[Data records]
-------------------------

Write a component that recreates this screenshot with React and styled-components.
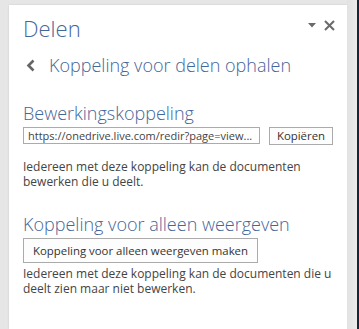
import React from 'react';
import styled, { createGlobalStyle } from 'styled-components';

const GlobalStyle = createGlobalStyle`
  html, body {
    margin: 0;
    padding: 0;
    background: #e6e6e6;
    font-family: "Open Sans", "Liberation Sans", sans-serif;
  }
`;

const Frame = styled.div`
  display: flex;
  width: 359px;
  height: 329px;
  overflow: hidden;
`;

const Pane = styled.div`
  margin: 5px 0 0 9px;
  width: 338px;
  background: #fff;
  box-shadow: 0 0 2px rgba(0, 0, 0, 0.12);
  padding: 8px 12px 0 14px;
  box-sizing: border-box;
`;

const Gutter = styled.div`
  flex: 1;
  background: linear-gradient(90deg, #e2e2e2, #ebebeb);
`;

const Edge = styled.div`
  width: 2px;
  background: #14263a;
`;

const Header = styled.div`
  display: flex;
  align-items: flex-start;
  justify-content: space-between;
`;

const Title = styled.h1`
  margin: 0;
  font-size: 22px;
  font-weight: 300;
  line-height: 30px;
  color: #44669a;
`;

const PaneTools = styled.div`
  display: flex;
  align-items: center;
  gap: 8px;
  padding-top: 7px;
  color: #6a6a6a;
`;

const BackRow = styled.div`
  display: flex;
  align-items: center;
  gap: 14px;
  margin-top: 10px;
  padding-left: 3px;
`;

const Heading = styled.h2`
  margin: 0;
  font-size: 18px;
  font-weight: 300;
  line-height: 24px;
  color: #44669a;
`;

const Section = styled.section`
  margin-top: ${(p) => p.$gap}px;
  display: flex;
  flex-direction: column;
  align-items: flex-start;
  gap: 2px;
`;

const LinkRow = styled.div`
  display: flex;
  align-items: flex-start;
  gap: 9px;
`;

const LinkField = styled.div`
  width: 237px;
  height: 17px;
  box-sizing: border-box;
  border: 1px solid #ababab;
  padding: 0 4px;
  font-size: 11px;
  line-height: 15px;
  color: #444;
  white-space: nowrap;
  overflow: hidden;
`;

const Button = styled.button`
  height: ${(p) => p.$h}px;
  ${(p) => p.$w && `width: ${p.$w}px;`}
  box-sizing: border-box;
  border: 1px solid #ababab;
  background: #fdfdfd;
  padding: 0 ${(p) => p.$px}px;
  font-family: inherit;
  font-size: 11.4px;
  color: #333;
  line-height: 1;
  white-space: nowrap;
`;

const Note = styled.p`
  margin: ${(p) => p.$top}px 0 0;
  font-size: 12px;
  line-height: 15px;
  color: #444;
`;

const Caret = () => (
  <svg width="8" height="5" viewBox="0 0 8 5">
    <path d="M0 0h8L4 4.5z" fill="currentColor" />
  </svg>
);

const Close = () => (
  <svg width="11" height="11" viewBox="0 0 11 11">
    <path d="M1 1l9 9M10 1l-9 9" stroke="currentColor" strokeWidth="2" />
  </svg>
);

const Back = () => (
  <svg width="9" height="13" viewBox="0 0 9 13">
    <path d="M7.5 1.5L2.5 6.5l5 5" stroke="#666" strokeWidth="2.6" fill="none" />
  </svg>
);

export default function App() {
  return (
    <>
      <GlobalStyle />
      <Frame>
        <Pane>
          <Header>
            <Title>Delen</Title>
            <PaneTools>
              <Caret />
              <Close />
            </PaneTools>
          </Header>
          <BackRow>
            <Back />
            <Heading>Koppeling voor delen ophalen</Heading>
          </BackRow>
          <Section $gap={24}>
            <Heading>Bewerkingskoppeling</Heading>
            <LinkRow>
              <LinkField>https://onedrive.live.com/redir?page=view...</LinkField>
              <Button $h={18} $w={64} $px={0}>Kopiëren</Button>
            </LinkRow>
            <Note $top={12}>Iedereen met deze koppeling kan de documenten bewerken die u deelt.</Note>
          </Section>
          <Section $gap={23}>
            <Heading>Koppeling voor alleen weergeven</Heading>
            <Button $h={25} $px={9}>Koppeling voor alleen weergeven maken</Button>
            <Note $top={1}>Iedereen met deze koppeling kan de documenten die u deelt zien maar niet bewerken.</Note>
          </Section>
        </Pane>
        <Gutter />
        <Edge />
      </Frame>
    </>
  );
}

-------------------------

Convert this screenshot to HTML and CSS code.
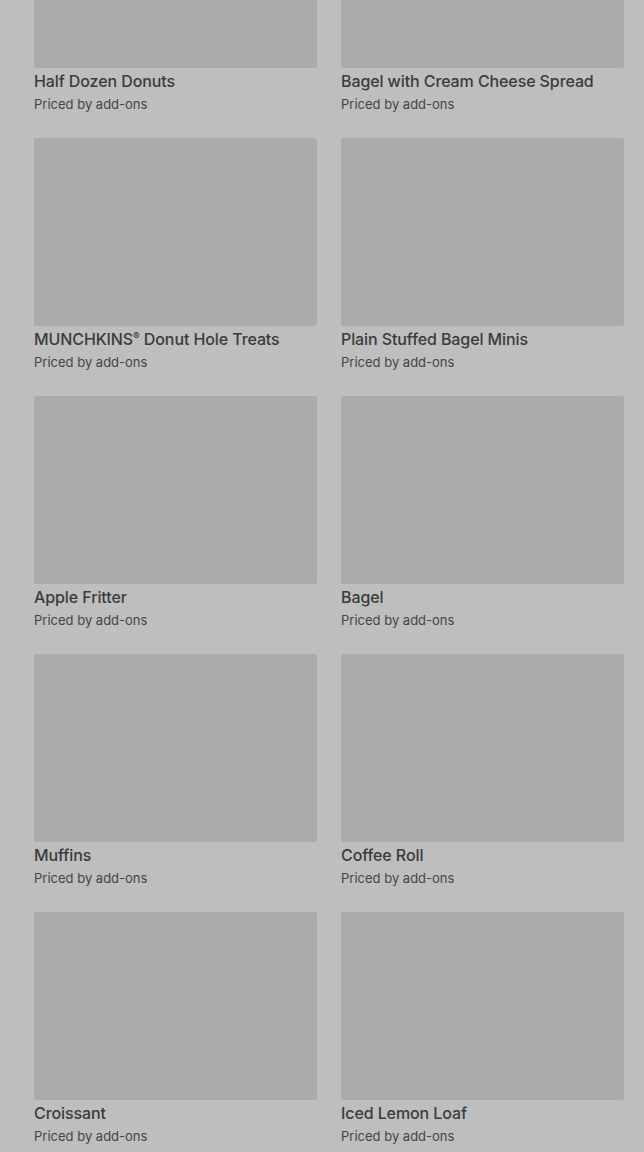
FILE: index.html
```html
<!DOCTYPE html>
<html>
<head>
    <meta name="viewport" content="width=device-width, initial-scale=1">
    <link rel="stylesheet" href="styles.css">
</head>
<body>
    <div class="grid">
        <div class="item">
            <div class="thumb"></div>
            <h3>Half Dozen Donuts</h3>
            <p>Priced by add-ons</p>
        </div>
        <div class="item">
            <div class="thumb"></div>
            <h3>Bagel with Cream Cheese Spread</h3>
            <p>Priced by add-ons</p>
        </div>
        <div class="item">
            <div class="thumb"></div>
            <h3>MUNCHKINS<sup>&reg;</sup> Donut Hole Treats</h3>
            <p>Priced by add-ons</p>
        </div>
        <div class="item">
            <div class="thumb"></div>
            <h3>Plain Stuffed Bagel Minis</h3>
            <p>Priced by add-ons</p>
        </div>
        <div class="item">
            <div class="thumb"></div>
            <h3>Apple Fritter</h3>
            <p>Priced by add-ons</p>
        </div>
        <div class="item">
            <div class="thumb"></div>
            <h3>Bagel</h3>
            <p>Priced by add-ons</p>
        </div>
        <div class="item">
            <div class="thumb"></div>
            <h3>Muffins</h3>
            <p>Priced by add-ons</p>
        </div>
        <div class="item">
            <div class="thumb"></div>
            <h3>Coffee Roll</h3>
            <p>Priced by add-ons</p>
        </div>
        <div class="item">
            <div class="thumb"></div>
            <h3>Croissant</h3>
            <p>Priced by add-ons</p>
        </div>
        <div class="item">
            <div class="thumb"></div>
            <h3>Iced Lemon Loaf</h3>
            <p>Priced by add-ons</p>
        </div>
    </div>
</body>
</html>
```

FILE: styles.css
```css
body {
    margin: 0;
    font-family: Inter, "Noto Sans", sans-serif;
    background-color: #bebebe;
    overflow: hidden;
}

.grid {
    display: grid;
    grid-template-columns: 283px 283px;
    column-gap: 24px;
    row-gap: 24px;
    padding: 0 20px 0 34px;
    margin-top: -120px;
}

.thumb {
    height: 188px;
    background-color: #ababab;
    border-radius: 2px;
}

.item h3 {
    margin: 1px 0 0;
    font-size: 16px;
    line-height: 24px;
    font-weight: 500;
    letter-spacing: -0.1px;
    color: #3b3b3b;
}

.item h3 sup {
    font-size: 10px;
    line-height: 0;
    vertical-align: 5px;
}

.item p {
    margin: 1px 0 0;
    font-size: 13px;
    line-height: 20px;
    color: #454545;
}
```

-------------------------

> [Exercise aim]: Search the data above for the string "React" and return every line that has it.

> [Result of this task]:
Write a component that recreates this screenshot with React and styled-components.
import React from 'react';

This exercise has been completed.